In making the announcement during the Sun ’n Fun Fly-In at Lakeland, Florida, EAA, FAA, and Dynon officials said they have established a supplemental type certificate (STC) process for installation of the Dynon EFIS-D10A as a replacement for the airplane’s primary attitude indicator. This allows innovations developed for the amateur-built aircraft fleet to make their way into specific Cessna and Piper models.
“Everybody involved from EAA, Dynon, and the FAA was dedicated to the success of this inaugural project, made possible by EAA’s strong working relationship with FAA’s Small Airplane Directorate,” said Jack Pelton, EAA CEO/chairman. “This STC process will allow aircraft owners to have the latest proven safety technology available in the cockpit at lower cost. I also want to emphasize that this is not an exclusive agreement; EAA and FAA are ready and eager to work with other companies to develop similar STCs for their products and expand the approved model list for additional type-certificated aircraft.”
Unique to this STC, EAA worked with the FAA to allow the Dynon EFIS-D10A to be installed without the traditional technical standard order (TSO) or parts manufacturer approval (PMA) requirement. Dynon’s product is also verified against the recently developed ASTM 3153-15, Standard Specification for Verification of Avionics Systems. The Dynon unit was flight tested in Oshkosh earlier this year in EAA’s own Cessna 172M, with FAA observation.
“This cooperative effort shows how the FAA, general aviation groups, and the aviation industry can work together to benefit aircraft owners with upgraded technology, lower costs, and high levels of safety,” said Mel Johnson, manager of FAA’s Small Airplane Directorate. “This kind of partnership and innovative thinking is what is needed at all levels of aviation as we move into the future.”
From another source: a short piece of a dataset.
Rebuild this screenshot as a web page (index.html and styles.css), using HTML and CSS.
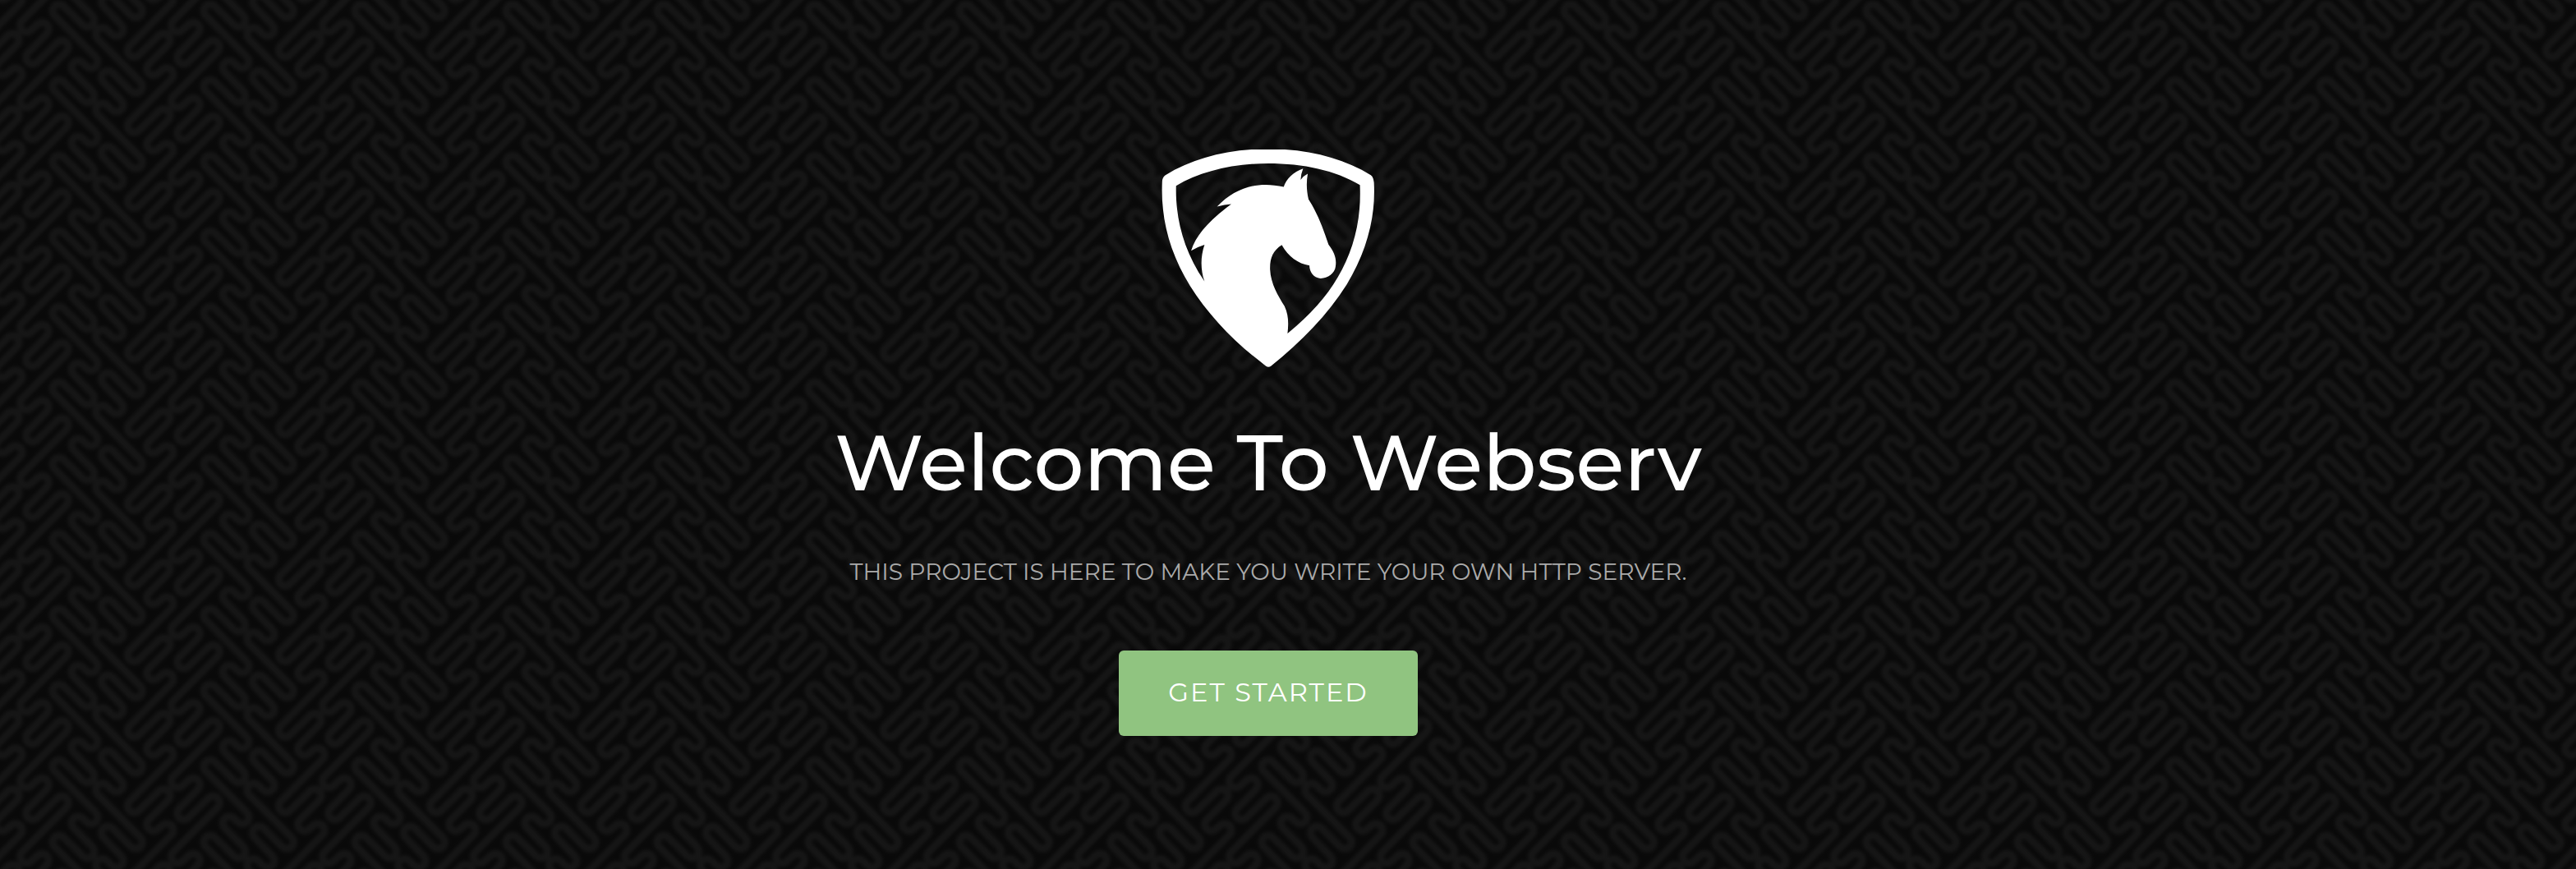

The cost and application process for the STC will be finalized in the coming weeks. The STC will be available through EAA, while Dynon’s product will be available through its established distributor network and factory direct. More information is available at Dynon's website.
“For years, pilots of type certificated aircraft have been asking us for a way to install Dynon glass panel avionics in their airplane,” said Dynon President Robert Hamilton. “We jumped at the opportunity to work with EAA and the FAA to make this novel STC approach possible with our EFIS-D10A. This is a breakthrough that can lead the way for many more possibilities.”